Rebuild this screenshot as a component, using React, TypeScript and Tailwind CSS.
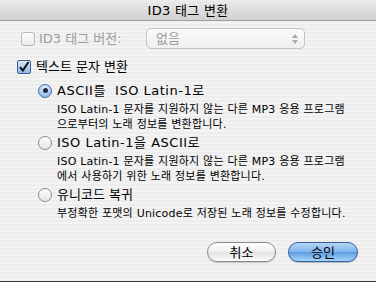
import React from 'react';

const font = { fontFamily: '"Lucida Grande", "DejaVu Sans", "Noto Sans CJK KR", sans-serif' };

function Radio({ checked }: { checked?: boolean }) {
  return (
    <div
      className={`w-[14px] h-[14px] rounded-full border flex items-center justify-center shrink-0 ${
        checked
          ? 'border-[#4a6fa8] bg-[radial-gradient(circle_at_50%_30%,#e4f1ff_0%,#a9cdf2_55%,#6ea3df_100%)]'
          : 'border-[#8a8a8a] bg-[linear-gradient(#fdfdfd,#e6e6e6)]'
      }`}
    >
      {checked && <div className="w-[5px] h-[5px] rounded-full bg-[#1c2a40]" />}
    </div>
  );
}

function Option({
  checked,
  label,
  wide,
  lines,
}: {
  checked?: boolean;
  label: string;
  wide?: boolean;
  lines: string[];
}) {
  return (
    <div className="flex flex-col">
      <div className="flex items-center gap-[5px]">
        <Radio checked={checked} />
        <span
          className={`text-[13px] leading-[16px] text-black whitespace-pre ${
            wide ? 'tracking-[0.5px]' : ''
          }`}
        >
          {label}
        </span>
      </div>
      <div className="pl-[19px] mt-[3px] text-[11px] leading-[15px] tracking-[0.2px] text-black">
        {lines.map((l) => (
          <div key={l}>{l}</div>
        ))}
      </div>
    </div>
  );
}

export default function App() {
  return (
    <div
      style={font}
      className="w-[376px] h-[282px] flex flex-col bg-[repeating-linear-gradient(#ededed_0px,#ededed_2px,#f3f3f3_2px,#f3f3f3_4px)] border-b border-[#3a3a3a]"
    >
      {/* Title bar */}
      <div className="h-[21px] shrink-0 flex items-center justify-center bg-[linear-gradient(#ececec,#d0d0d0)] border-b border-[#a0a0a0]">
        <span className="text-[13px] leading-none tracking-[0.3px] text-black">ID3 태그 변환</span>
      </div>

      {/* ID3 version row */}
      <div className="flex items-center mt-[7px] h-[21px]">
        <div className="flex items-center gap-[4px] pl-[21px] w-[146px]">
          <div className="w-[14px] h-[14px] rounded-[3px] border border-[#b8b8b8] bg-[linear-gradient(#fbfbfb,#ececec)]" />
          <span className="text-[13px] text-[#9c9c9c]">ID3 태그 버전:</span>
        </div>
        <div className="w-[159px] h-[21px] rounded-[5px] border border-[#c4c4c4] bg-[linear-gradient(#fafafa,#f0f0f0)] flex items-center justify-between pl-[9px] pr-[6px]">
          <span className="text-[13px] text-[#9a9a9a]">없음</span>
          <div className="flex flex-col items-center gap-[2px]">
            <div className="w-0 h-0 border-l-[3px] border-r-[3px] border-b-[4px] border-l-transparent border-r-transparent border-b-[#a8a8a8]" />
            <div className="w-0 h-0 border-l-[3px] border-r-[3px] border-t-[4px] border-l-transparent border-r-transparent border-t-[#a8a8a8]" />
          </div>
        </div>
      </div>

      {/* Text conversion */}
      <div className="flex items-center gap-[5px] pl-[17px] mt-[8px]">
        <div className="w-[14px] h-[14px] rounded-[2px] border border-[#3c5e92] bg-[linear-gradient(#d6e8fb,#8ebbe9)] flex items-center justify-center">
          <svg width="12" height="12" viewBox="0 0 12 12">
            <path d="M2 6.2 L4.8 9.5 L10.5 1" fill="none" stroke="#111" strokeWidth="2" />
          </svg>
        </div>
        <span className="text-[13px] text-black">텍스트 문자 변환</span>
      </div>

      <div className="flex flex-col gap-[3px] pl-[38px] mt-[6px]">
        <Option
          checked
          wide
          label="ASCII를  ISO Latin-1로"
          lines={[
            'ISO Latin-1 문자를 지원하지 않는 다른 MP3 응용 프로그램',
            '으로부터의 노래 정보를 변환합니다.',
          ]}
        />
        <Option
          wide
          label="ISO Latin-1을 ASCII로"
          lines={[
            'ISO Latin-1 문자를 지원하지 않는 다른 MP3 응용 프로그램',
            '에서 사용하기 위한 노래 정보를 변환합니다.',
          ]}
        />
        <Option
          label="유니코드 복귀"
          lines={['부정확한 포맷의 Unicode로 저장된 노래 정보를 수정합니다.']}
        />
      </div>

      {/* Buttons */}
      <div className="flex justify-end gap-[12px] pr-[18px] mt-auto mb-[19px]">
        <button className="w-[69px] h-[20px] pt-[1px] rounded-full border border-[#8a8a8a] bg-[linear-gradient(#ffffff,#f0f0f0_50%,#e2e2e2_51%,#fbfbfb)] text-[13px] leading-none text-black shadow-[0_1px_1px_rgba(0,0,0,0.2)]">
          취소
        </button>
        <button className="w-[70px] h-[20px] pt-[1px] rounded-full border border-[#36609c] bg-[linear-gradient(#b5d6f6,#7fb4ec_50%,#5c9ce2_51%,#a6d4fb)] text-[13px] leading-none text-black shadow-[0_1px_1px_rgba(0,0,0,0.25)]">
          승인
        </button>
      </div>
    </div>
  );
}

» Task goal
Of the lines above, how many contain the word "React"? Provide the number and nothing else.

» Exercise solution
2